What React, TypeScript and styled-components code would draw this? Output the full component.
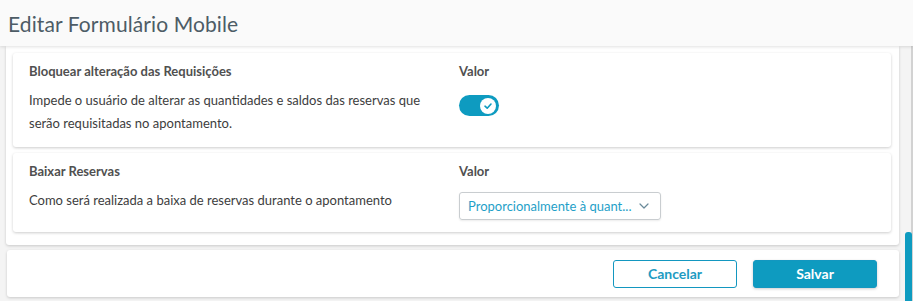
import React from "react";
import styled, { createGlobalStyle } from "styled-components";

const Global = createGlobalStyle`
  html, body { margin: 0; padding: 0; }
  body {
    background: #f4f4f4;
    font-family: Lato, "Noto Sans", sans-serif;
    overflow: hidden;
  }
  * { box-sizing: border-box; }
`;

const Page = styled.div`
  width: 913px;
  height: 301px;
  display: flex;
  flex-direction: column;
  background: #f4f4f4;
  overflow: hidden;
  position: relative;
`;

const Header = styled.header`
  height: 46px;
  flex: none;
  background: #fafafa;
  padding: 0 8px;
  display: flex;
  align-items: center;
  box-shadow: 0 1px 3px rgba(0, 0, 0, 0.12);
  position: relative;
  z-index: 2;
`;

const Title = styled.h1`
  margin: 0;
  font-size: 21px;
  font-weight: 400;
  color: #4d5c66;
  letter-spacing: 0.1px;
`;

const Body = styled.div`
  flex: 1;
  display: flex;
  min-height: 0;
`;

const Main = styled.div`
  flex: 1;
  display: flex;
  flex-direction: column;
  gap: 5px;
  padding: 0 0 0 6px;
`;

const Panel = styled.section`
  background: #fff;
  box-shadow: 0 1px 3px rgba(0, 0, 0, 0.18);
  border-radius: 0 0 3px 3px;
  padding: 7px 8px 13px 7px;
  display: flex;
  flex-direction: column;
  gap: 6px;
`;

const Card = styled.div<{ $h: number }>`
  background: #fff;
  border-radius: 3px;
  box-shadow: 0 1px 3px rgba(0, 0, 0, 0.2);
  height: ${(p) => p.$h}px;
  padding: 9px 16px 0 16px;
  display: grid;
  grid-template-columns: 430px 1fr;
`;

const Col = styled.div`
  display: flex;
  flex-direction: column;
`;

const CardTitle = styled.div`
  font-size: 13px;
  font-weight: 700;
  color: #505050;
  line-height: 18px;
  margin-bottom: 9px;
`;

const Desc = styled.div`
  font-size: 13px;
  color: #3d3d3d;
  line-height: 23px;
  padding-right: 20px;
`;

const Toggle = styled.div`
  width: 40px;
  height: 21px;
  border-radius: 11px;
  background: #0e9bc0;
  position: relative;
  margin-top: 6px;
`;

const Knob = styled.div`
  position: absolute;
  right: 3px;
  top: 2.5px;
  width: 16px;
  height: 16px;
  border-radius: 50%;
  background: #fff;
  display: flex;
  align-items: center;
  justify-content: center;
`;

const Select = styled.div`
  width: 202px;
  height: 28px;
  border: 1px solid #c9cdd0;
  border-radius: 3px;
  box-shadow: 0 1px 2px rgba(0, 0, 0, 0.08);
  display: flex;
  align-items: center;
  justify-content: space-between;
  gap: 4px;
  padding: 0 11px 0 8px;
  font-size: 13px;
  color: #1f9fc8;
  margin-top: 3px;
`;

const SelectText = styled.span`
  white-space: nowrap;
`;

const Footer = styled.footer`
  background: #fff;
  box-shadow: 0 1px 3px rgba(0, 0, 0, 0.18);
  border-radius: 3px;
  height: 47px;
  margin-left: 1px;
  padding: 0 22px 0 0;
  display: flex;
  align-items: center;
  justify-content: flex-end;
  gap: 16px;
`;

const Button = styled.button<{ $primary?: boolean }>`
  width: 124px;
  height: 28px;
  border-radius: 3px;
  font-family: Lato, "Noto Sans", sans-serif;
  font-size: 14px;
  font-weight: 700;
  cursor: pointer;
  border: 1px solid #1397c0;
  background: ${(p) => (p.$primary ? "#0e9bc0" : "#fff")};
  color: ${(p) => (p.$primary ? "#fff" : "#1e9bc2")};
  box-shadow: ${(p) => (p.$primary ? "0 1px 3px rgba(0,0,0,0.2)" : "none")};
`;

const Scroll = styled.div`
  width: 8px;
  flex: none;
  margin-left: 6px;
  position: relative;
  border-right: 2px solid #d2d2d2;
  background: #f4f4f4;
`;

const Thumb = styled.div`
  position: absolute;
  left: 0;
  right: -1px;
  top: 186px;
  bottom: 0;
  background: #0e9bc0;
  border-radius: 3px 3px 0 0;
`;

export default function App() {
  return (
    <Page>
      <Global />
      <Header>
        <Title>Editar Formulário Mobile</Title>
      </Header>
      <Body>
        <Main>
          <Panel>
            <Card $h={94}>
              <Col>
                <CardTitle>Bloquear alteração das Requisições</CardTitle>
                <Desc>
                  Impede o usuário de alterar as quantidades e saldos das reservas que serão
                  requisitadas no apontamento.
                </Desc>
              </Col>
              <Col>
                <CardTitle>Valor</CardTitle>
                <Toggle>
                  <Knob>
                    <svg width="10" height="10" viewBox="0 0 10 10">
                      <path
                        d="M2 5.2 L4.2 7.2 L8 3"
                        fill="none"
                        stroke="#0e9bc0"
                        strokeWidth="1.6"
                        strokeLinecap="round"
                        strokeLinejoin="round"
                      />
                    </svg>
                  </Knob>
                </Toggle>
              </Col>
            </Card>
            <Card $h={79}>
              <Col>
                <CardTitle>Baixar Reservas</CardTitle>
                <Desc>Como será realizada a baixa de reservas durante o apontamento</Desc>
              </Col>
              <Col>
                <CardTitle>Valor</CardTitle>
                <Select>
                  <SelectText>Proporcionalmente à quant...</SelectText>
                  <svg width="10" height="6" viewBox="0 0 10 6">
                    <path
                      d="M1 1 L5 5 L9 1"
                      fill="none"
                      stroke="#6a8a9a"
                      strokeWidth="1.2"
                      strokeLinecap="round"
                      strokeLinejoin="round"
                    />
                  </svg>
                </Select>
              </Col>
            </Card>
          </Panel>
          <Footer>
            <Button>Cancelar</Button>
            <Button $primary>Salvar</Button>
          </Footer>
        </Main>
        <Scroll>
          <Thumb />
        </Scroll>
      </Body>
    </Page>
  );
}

§ WHAT IS EXPECTED
Your task is to reproduce all of the material exactly. The pictures stay out.

§ ANSWER FOR THE TASK
What React, TypeScript and styled-components code would draw this? Output the full component.
import React from "react";
import styled, { createGlobalStyle } from "styled-components";

const Global = createGlobalStyle`
  html, body { margin: 0; padding: 0; }
  body {
    background: #f4f4f4;
    font-family: Lato, "Noto Sans", sans-serif;
    overflow: hidden;
  }
  * { box-sizing: border-box; }
`;

const Page = styled.div`
  width: 913px;
  height: 301px;
  display: flex;
  flex-direction: column;
  background: #f4f4f4;
  overflow: hidden;
  position: relative;
`;

const Header = styled.header`
  height: 46px;
  flex: none;
  background: #fafafa;
  padding: 0 8px;
  display: flex;
  align-items: center;
  box-shadow: 0 1px 3px rgba(0, 0, 0, 0.12);
  position: relative;
  z-index: 2;
`;

const Title = styled.h1`
  margin: 0;
  font-size: 21px;
  font-weight: 400;
  color: #4d5c66;
  letter-spacing: 0.1px;
`;

const Body = styled.div`
  flex: 1;
  display: flex;
  min-height: 0;
`;

const Main = styled.div`
  flex: 1;
  display: flex;
  flex-direction: column;
  gap: 5px;
  padding: 0 0 0 6px;
`;

const Panel = styled.section`
  background: #fff;
  box-shadow: 0 1px 3px rgba(0, 0, 0, 0.18);
  border-radius: 0 0 3px 3px;
  padding: 7px 8px 13px 7px;
  display: flex;
  flex-direction: column;
  gap: 6px;
`;

const Card = styled.div<{ $h: number }>`
  background: #fff;
  border-radius: 3px;
  box-shadow: 0 1px 3px rgba(0, 0, 0, 0.2);
  height: ${(p) => p.$h}px;
  padding: 9px 16px 0 16px;
  display: grid;
  grid-template-columns: 430px 1fr;
`;

const Col = styled.div`
  display: flex;
  flex-direction: column;
`;

const CardTitle = styled.div`
  font-size: 13px;
  font-weight: 700;
  color: #505050;
  line-height: 18px;
  margin-bottom: 9px;
`;

const Desc = styled.div`
  font-size: 13px;
  color: #3d3d3d;
  line-height: 23px;
  padding-right: 20px;
`;

const Toggle = styled.div`
  width: 40px;
  height: 21px;
  border-radius: 11px;
  background: #0e9bc0;
  position: relative;
  margin-top: 6px;
`;

const Knob = styled.div`
  position: absolute;
  right: 3px;
  top: 2.5px;
  width: 16px;
  height: 16px;
  border-radius: 50%;
  background: #fff;
  display: flex;
  align-items: center;
  justify-content: center;
`;

const Select = styled.div`
  width: 202px;
  height: 28px;
  border: 1px solid #c9cdd0;
  border-radius: 3px;
  box-shadow: 0 1px 2px rgba(0, 0, 0, 0.08);
  display: flex;
  align-items: center;
  justify-content: space-between;
  gap: 4px;
  padding: 0 11px 0 8px;
  font-size: 13px;
  color: #1f9fc8;
  margin-top: 3px;
`;

const SelectText = styled.span`
  white-space: nowrap;
`;

const Footer = styled.footer`
  background: #fff;
  box-shadow: 0 1px 3px rgba(0, 0, 0, 0.18);
  border-radius: 3px;
  height: 47px;
  margin-left: 1px;
  padding: 0 22px 0 0;
  display: flex;
  align-items: center;
  justify-content: flex-end;
  gap: 16px;
`;

const Button = styled.button<{ $primary?: boolean }>`
  width: 124px;
  height: 28px;
  border-radius: 3px;
  font-family: Lato, "Noto Sans", sans-serif;
  font-size: 14px;
  font-weight: 700;
  cursor: pointer;
  border: 1px solid #1397c0;
  background: ${(p) => (p.$primary ? "#0e9bc0" : "#fff")};
  color: ${(p) => (p.$primary ? "#fff" : "#1e9bc2")};
  box-shadow: ${(p) => (p.$primary ? "0 1px 3px rgba(0,0,0,0.2)" : "none")};
`;

const Scroll = styled.div`
  width: 8px;
  flex: none;
  margin-left: 6px;
  position: relative;
  border-right: 2px solid #d2d2d2;
  background: #f4f4f4;
`;

const Thumb = styled.div`
  position: absolute;
  left: 0;
  right: -1px;
  top: 186px;
  bottom: 0;
  background: #0e9bc0;
  border-radius: 3px 3px 0 0;
`;

export default function App() {
  return (
    <Page>
      <Global />
      <Header>
        <Title>Editar Formulário Mobile</Title>
      </Header>
      <Body>
        <Main>
          <Panel>
            <Card $h={94}>
              <Col>
                <CardTitle>Bloquear alteração das Requisições</CardTitle>
                <Desc>
                  Impede o usuário de alterar as quantidades e saldos das reservas que serão
                  requisitadas no apontamento.
                </Desc>
              </Col>
              <Col>
                <CardTitle>Valor</CardTitle>
                <Toggle>
                  <Knob>
                    <svg width="10" height="10" viewBox="0 0 10 10">
                      <path
                        d="M2 5.2 L4.2 7.2 L8 3"
                        fill="none"
                        stroke="#0e9bc0"
                        strokeWidth="1.6"
                        strokeLinecap="round"
                        strokeLinejoin="round"
                      />
                    </svg>
                  </Knob>
                </Toggle>
              </Col>
            </Card>
            <Card $h={79}>
              <Col>
                <CardTitle>Baixar Reservas</CardTitle>
                <Desc>Como será realizada a baixa de reservas durante o apontamento</Desc>
              </Col>
              <Col>
                <CardTitle>Valor</CardTitle>
                <Select>
                  <SelectText>Proporcionalmente à quant...</SelectText>
                  <svg width="10" height="6" viewBox="0 0 10 6">
                    <path
                      d="M1 1 L5 5 L9 1"
                      fill="none"
                      stroke="#6a8a9a"
                      strokeWidth="1.2"
                      strokeLinecap="round"
                      strokeLinejoin="round"
                    />
                  </svg>
                </Select>
              </Col>
            </Card>
          </Panel>
          <Footer>
            <Button>Cancelar</Button>
            <Button $primary>Salvar</Button>
          </Footer>
        </Main>
        <Scroll>
          <Thumb />
        </Scroll>
      </Body>
    </Page>
  );
}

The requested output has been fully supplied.